I think that it’s great that any woman would be able to stay at home with her children. I just quit a great paying job to stay at home with my children. They, including my husband, were suffering so much with me working the way that I was. My husband and I can just make it on his income, but we’re happy. I found myself wanting a career and more money to “keep up with the Jone’s”. I truly believe in the independence of women, but I also think that some women are taking their children for granted and going too far with the career thing. Now, I know what you’re thinking with the “but I am the only income in the famiy because I’m not married or I’m divorced and the Dad doesn’t help”. Don’t get me wrong because I understand completely, I came from a home just like that. I’m just blessed to have a good husband.
If more women had the chance or the want to stay at home and be the mother and wife that Michelle Obama is being I believe America would be a different place, for the BETTER. Maybe, if they can, more career mommies should become stay at home “First Mommies”.

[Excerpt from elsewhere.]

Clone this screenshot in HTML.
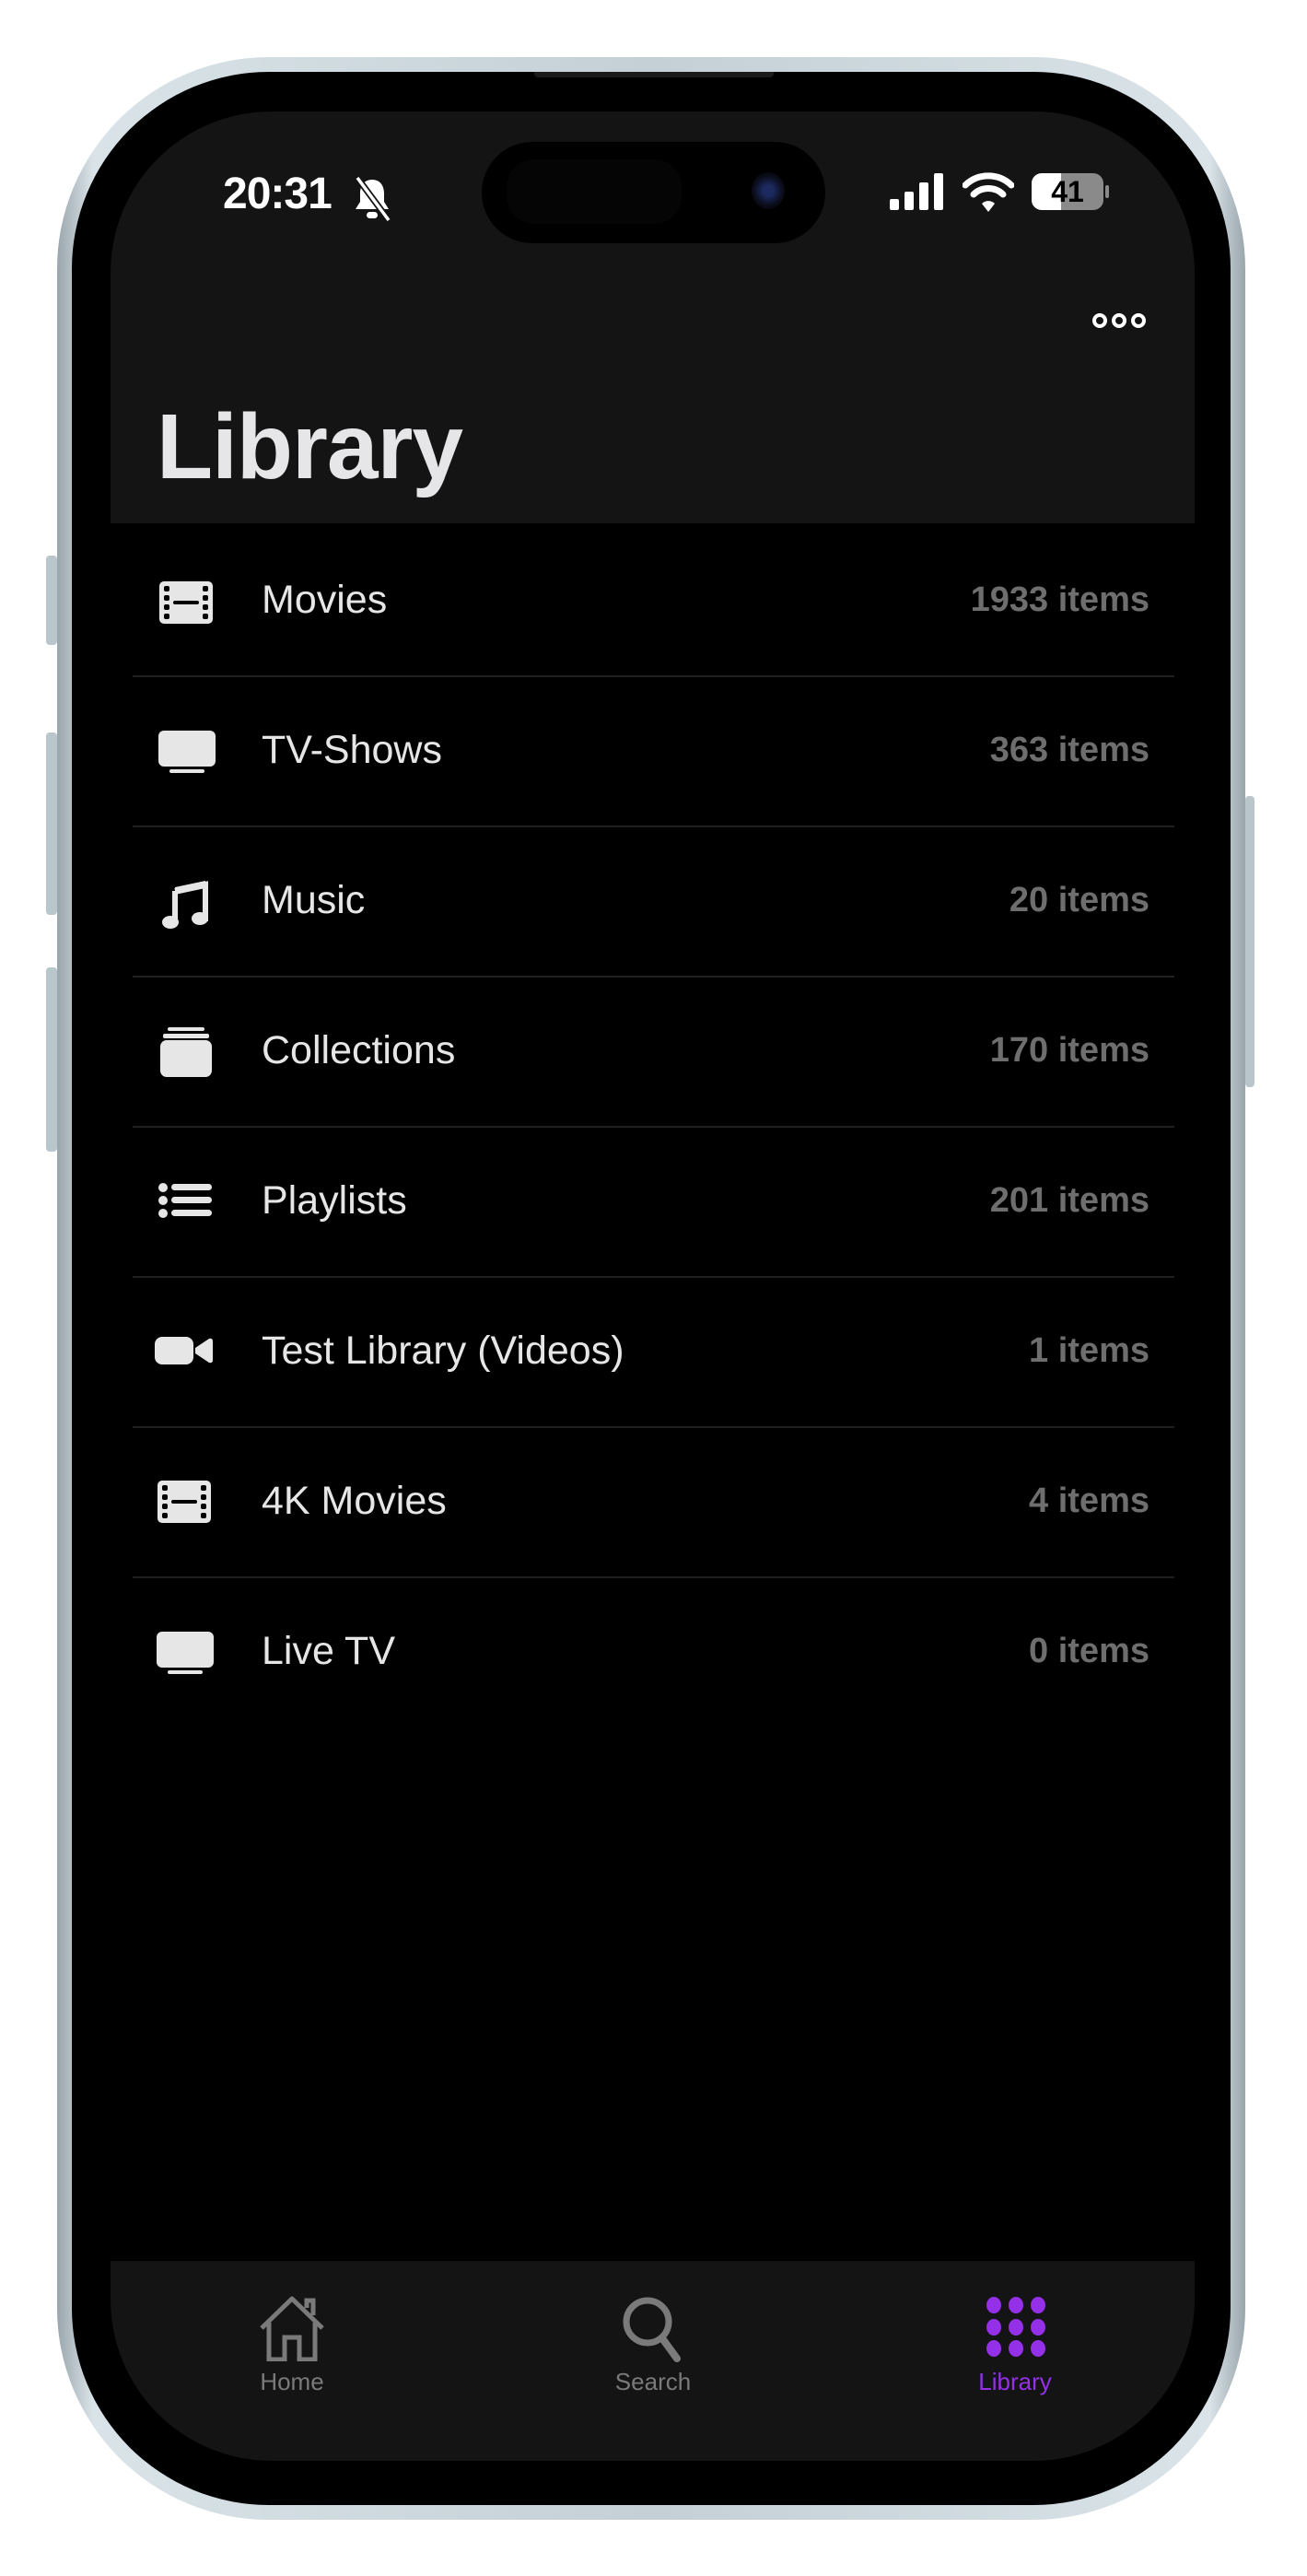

Also, if a woman has a husband that loves her and treats her good, who wouldn’t go along with anything that they truly believed in? I know that I would do it for my husband in a heartbeat!
Jan 27th, 2009
Mary Nelson Janisse
As a mother, step mother, wife and professional. I am so proud of Michelle for choosing to be a mother first. It is my most important goal in life to raise independent, happy children.
It is a constant and difficult job. People get real!! It is harder to raise happy well adjusted children then almost anything (Presidency mmm maybe is a little harder), but being a good parent can make you an excellent leader. Listen, make decisions, give respect – all the tools needed to be a great parent….. Seems to me she got it all.